Dan semua syawaahid ini telah dibahas sebelumnya, yang mana diantaranya ada yang shohih, akan tetapi tidak bisa menjadi syaahid, ada pula yang dhoif dan ini jelas tidak bisa dijadikan syaahid untuk riwayat Zaid tersebut. Hadits Abi Sa’id dhoif dan terdapat perbedaan lafadz, diantaranya ada yang menjadi syaahid, dan ada yang lainnya tidak bisa dijadikan syaahid (dan ini yang benar), hadits Zaid bin Arqom adalah shohih, dan yang dijadikan syaahid dari berbagai jalurnya adalah syadz dan tidak shohih. Sedangkan hadits Abi dzar dan hadits Hudzaifah juga tidak bisa dijadikan syaahid karena ke-dho’if-annya (akan dibahas nanti in sya Allah)
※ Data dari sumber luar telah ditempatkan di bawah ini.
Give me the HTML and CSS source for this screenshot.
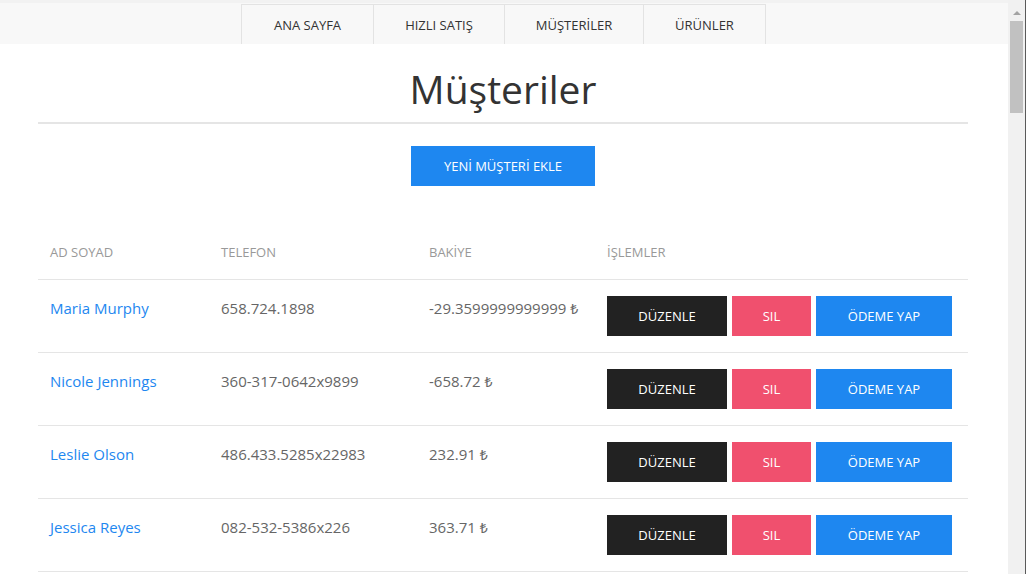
FILE: index.html
```html
<!DOCTYPE html>
<html lang="tr">
<head>
<meta charset="utf-8">
<title>Müşteriler</title>
<link rel="stylesheet" href="styles.css">
</head>
<body>
<div class="window">
  <div class="viewport">
    <header class="topbar">
      <nav class="nav">
        <a class="nav-item" href="#">Ana Sayfa</a>
        <a class="nav-item" href="#">Hızlı Satış</a>
        <a class="nav-item" href="#">Müşteriler</a>
        <a class="nav-item" href="#">Ürünler</a>
      </nav>
    </header>
    <main class="container">
      <h1 class="heading">Müşteriler</h1>
      <div class="actions">
        <button class="btn btn-primary btn-wide">Yeni Müşteri Ekle</button>
      </div>
      <table class="table">
        <colgroup>
          <col class="col-name"><col class="col-phone"><col class="col-balance"><col class="col-ops">
        </colgroup>
        <thead>
          <tr><th>Ad Soyad</th><th>Telefon</th><th>Bakiye</th><th>İşlemler</th></tr>
        </thead>
        <tbody>
          <tr>
            <td><a class="link" href="#">Maria Murphy</a></td>
            <td>658.724.1898</td>
            <td>-29.3599999999999 <span class="lira">₺</span></td>
            <td><div class="btn-group"><button class="btn btn-dark">Düzenle</button><button class="btn btn-danger">SIL</button><button class="btn btn-primary">Ödeme Yap</button></div></td>
          </tr>
          <tr>
            <td><a class="link" href="#">Nicole Jennings</a></td>
            <td>360-317-0642x9899</td>
            <td>-658.72 <span class="lira">₺</span></td>
            <td><div class="btn-group"><button class="btn btn-dark">Düzenle</button><button class="btn btn-danger">SIL</button><button class="btn btn-primary">Ödeme Yap</button></div></td>
          </tr>
          <tr>
            <td><a class="link" href="#">Leslie Olson</a></td>
            <td>486.433.5285x22983</td>
            <td>232.91 <span class="lira">₺</span></td>
            <td><div class="btn-group"><button class="btn btn-dark">Düzenle</button><button class="btn btn-danger">SIL</button><button class="btn btn-primary">Ödeme Yap</button></div></td>
          </tr>
          <tr>
            <td><a class="link" href="#">Jessica Reyes</a></td>
            <td>082-532-5386x226</td>
            <td>363.71 <span class="lira">₺</span></td>
            <td><div class="btn-group"><button class="btn btn-dark">Düzenle</button><button class="btn btn-danger">SIL</button><button class="btn btn-primary">Ödeme Yap</button></div></td>
          </tr>
        </tbody>
      </table>
    </main>
  </div>
  <div class="scrollbar">
    <div class="scroll-arrow"></div>
    <div class="scroll-thumb"></div>
  </div>
  <div class="window-edge"></div>
</div>
</body>
</html>
```
FILE: styles.css
```css
* { box-sizing: border-box; }
html, body { margin: 0; padding: 0; }
body {
  font-family: "Open Sans", "Noto Sans", "DejaVu Sans", sans-serif;
  font-size: 15px;
  line-height: 24px;
  color: #666;
  background: #fff;
}
.window {
  display: flex;
  height: 574px;
  overflow: hidden;
}
.viewport {
  width: 1008px;
  flex: none;
  overflow: hidden;
  padding-right: 2px;
}
.scrollbar {
  width: 17px;
  flex: none;
  background: #f1f1f1;
  display: flex;
  flex-direction: column;
  align-items: center;
}
.scroll-arrow {
  margin-top: 11px;
  width: 0;
  height: 0;
  border-left: 4px solid transparent;
  border-right: 4px solid transparent;
  border-bottom: 4px solid #a3a3a3;
}
.scroll-thumb {
  margin-top: 6px;
  width: 13px;
  height: 92px;
  background: #c1c1c1;
}
.window-edge {
  width: 1px;
  flex: none;
  background: #5a5a5a;
}

/* top nav */
.topbar {
  height: 44px;
  background: #f8f8f8;
  border-top: 3px solid #f2f2f2;
  padding-top: 1px;
  margin-right: -2px;
  padding-right: 2px;
  display: flex;
  justify-content: center;
}
.nav {
  display: flex;
  height: 40px;
  border-left: 1px solid #e3e3e3;
  border-top: 1px solid #e3e3e3;
  margin-left: 1px;
}
.nav-item {
  display: flex;
  align-items: center;
  justify-content: center;
  font-size: 13px;
  color: #333;
  text-decoration: none;
  text-transform: uppercase;
  border-right: 1px solid #e3e3e3;
}
.nav-item:nth-child(1) { width: 132px; }
.nav-item:nth-child(2) { width: 131px; }
.nav-item:nth-child(3) { width: 139px; }
.nav-item:nth-child(4) { width: 122px; }

/* content */
.container {
  width: 930px;
  margin: 0 auto;
}
.heading {
  margin: 21px 0 0;
  padding-bottom: 9px;
  border-bottom: 2px solid #e5e5e5;
  font-size: 39px;
  line-height: 48px;
  font-weight: 400;
  color: #333;
  text-align: center;
}
.actions {
  display: flex;
  justify-content: center;
  margin-top: 22px;
}
.btn {
  font-family: inherit;
  border: none;
  margin: 0;
  height: 40px;
  padding: 0 30px;
  font-size: 13px;
  line-height: 40px;
  text-transform: uppercase;
  color: #fff;
  cursor: pointer;
}
.btn-wide { width: 184px; padding: 0; }
.btn-primary { background: #1e87f0; }
.btn-danger { background: #f0506e; }
.btn-dark { background: #222; }

/* table */
.table {
  width: 100%;
  border-collapse: collapse;
  margin-top: 39px;
}
.col-name { width: 171px; }
.col-phone { width: 208px; }
.col-balance { width: 178px; }
.table th {
  text-align: left;
  font-weight: 400;
  font-size: 13px;
  color: #999;
  text-transform: uppercase;
  padding: 15px 12px;
  vertical-align: bottom;
  border-bottom: 1px solid #e5e5e5;
}
.table td {
  padding: 16px 12px;
  vertical-align: top;
  border-bottom: 1px solid #e5e5e5;
  color: #666;
}
.lira {
  font-family: "Noto Sans", "DejaVu Sans", sans-serif;
  font-weight: 400;
  font-size: 14px;
}
.link {
  color: #1e87f0;
  text-decoration: none;
}
.btn-group {
  display: flex;
  gap: 5px;
}
.btn-group .btn-dark { width: 120px; padding: 0; }
.btn-group .btn-danger { width: 79px; padding: 0; }
.btn-group .btn-primary { width: 136px; padding: 0; }
```
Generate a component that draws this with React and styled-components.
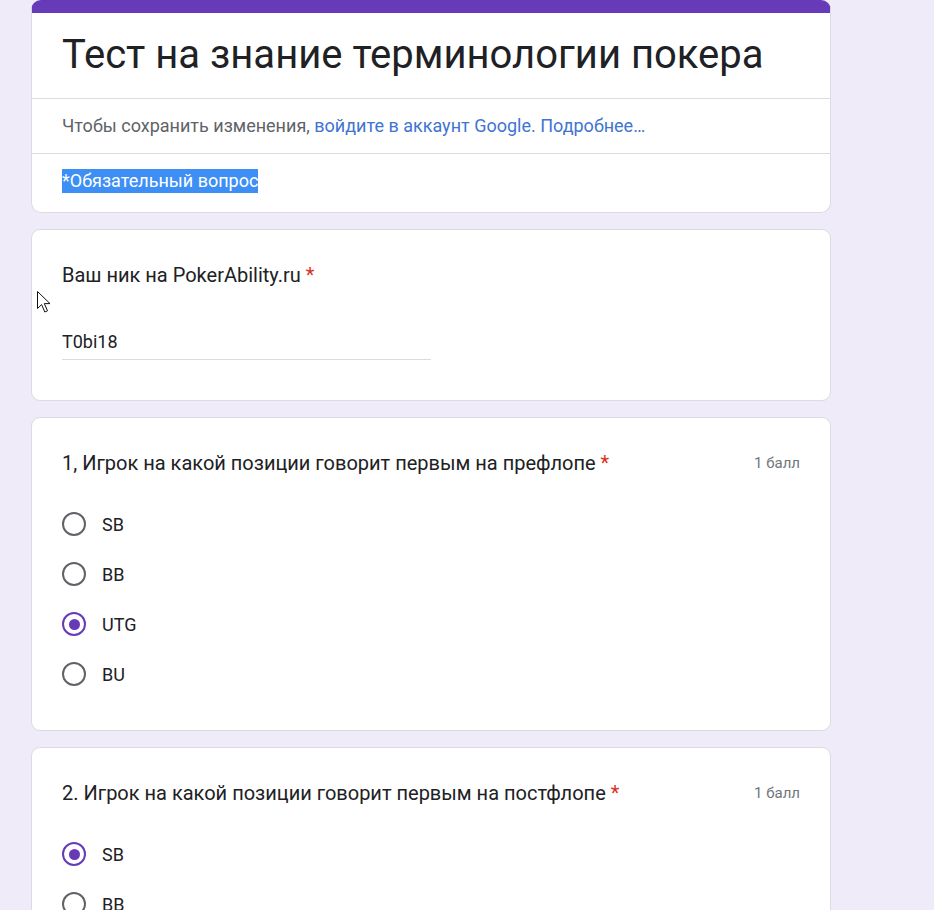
import React from 'react'
import styled, { createGlobalStyle } from 'styled-components'

const questions = [
    {
        title: '1, Игрок на какой позиции говорит первым на префлопе',
        options: ['SB', 'BB', 'UTG', 'BU'],
        checked: 'UTG'
    },
    {
        title: '2. Игрок на какой позиции говорит первым на постфлопе',
        options: ['SB', 'BB', 'UTG', 'BU'],
        checked: 'SB'
    }
]

const App = () => {
    return(
        <Page>
            <GlobalStyle />
            <HeaderCard>
                <Title>Тест на знание терминологии покера</Title>
                <Section>
                    <Note>
                        Чтобы сохранить изменения, <Link>войдите в аккаунт Google.</Link> <Link>Подробнее…</Link>
                    </Note>
                </Section>
                <Section last>
                    <Selected>*Обязательный вопрос</Selected>
                </Section>
            </HeaderCard>

            <Card>
                <QuestionRow>
                    <Question>Ваш ник на PokerAbility.ru <Star>*</Star></Question>
                </QuestionRow>
                <Answer>T0bi18</Answer>
                <Cursor width="16" height="23" viewBox="0 0 16 23">
                    <path d="M0.5 0.5 L0.5 17.5 L4.6 13.6 L7.8 21 L10.5 19.8 L7.3 12.6 L13 12.6 Z" fill="#fff" stroke="#111" strokeWidth="1" strokeLinejoin="round" />
                </Cursor>
            </Card>

            {questions.map(q => (
                <Card key={q.title} spaced>
                    <QuestionRow>
                        <Question>{q.title} <Star>*</Star></Question>
                        <Points>1 балл</Points>
                    </QuestionRow>
                    <Options>
                        {q.options.map(opt => (
                            <Option key={opt}>
                                <Radio checked={opt === q.checked} />
                                <OptionLabel>{opt}</OptionLabel>
                            </Option>
                        ))}
                    </Options>
                </Card>
            ))}
        </Page>
    )
}

export default App

const GlobalStyle = createGlobalStyle`
    html, body {
        margin: 0;
        background-color: #f0ebf8;
        font-family: Roboto, 'Noto Sans', Arial, sans-serif;
        color: #202124;
    }
    body {
        overflow: hidden;
        height: 910px;
    }
`
const Page = styled.div`
    width: 800px;
    padding: 0 0 0 31px;
    display: flex;
    flex-direction: column;
    gap: 16px;
`
const Card = styled.div`
    position: relative;
    background-color: white;
    border: 1px solid #dadce0;
    border-radius: 9px;
    padding: 32px 30px ${props => props.spaced ? '31px' : '40px'} 30px;
`
const HeaderCard = styled.div`
    background-color: white;
    border: 1px solid #dadce0;
    border-top: 13px solid #673ab7;
    border-radius: 10px;
`
const Title = styled.h1`
    margin: 0;
    padding: 17px 30px 18px 30px;
    font-size: 40px;
    line-height: 50px;
    font-weight: 400;
    color: #202124;
`
const Section = styled.div`
    border-top: 1px solid #dadce0;
    padding: 15px 30px ${props => props.last ? '19px' : '15px'} 30px;
    font-size: 18px;
    line-height: 24px;
`
const Note = styled.div`
    color: #5f6368;
`
const Link = styled.span`
    color: #3f74d1;
`
const Selected = styled.span`
    display: inline-block;
    background-color: #3d8ff6;
    color: white;
    line-height: 24px;
`
const QuestionRow = styled.div`
    display: flex;
    justify-content: space-between;
    align-items: center;
`
const Question = styled.div`
    font-size: 20px;
    line-height: 26px;
    color: #202124;
`
const Star = styled.span`
    color: #d93025;
`
const Points = styled.div`
    font-size: 15px;
    color: #70757a;
`
const Answer = styled.div`
    width: 369px;
    margin-top: 42px;
    padding-bottom: 5px;
    border-bottom: 1px solid #dadce0;
    font-size: 18px;
    line-height: 24px;
    color: #202124;
`
const Cursor = styled.svg`
    position: absolute;
    left: 5px;
    top: 61px;
`
const Options = styled.div`
    display: flex;
    flex-direction: column;
    margin-top: 23px;
`
const Option = styled.div`
    height: 50px;
    display: flex;
    align-items: center;
    gap: 16px;
`
const Radio = styled.div`
    box-sizing: border-box;
    width: 24px;
    height: 24px;
    border-radius: 50%;
    border: 2px solid ${props => props.checked ? '#673ab7' : '#5f6368'};
    display: flex;
    align-items: center;
    justify-content: center;
    &::after {
        content: '';
        display: ${props => props.checked ? 'block' : 'none'};
        width: 11px;
        height: 11px;
        border-radius: 50%;
        background-color: #673ab7;
    }
`
const OptionLabel = styled.div`
    font-size: 18px;
    color: #202124;
`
Maka semua riwayat yang ada dari hadits sahabat lainnya tidak bisa dijadikan syaahid, dan hadits Zaid ini mempunyai dua illah :

1) Zaid bin Al-Hasan Al-Anmathi telah menjadikan lafadz “wa’itrotii ahli baitii” ke dalam bagian hadits Jabir rodhiallahu’anhu, padahal kenyataannya bukan seperti itu, dengan dalil riwayat shohih yang menyelisihinya.

2) Ia juga telah memasukkan hadits lain ke dalam haditsnya ini, yaitu lafadz hadits ghodir khum ketika khutbah haji wada’, dengan dalil bahwa Zaid ini juga meriwayatkan hadits ghodir khum dari Hudzaifah rodhiallahu’anhu (di pembahasan selanjutnya in sya Allah) yang menunjukkan jika Ia mempunyai dua hadits, kemudian memasukkan lafadz salah satu haditsnya kedalam hadits lain karena kemiripan yang tampak diantara keduanya, dan tidak adanya pengamatan yang mendalam diantara dua riwayat.

Wallahuta’ala ‘Alam..
Footnote :

[1] Al-Mizzi (Tahdzibu Al-Kamal 5/187 992), Ibnu Hajar (Tahdzibut Tahdzib 2/110 209), (Taqribut Tahdzib 1/144 994)
[2] Ibnu Abi Hatim (Al-Jarh wa Ta’dil 3/560 2533), Ibnu Hibban (Ats-Tsiqoot 6/314 7886), Adz-Dzahabi (Al-Kasyif 1/416 1731), Ibnu Hajar (Taqrib 1/223 1217).

Madinah Nabawiyah, 25-04-1435 H.
Catatan ini kami nukil dari “Hadits Al-Washiyah bi Ats-Tsaqolain, Dirosah Haditsiyyah” karya DR.Manshur Mahmud Asy Syiroyiriy-hafidzohullah.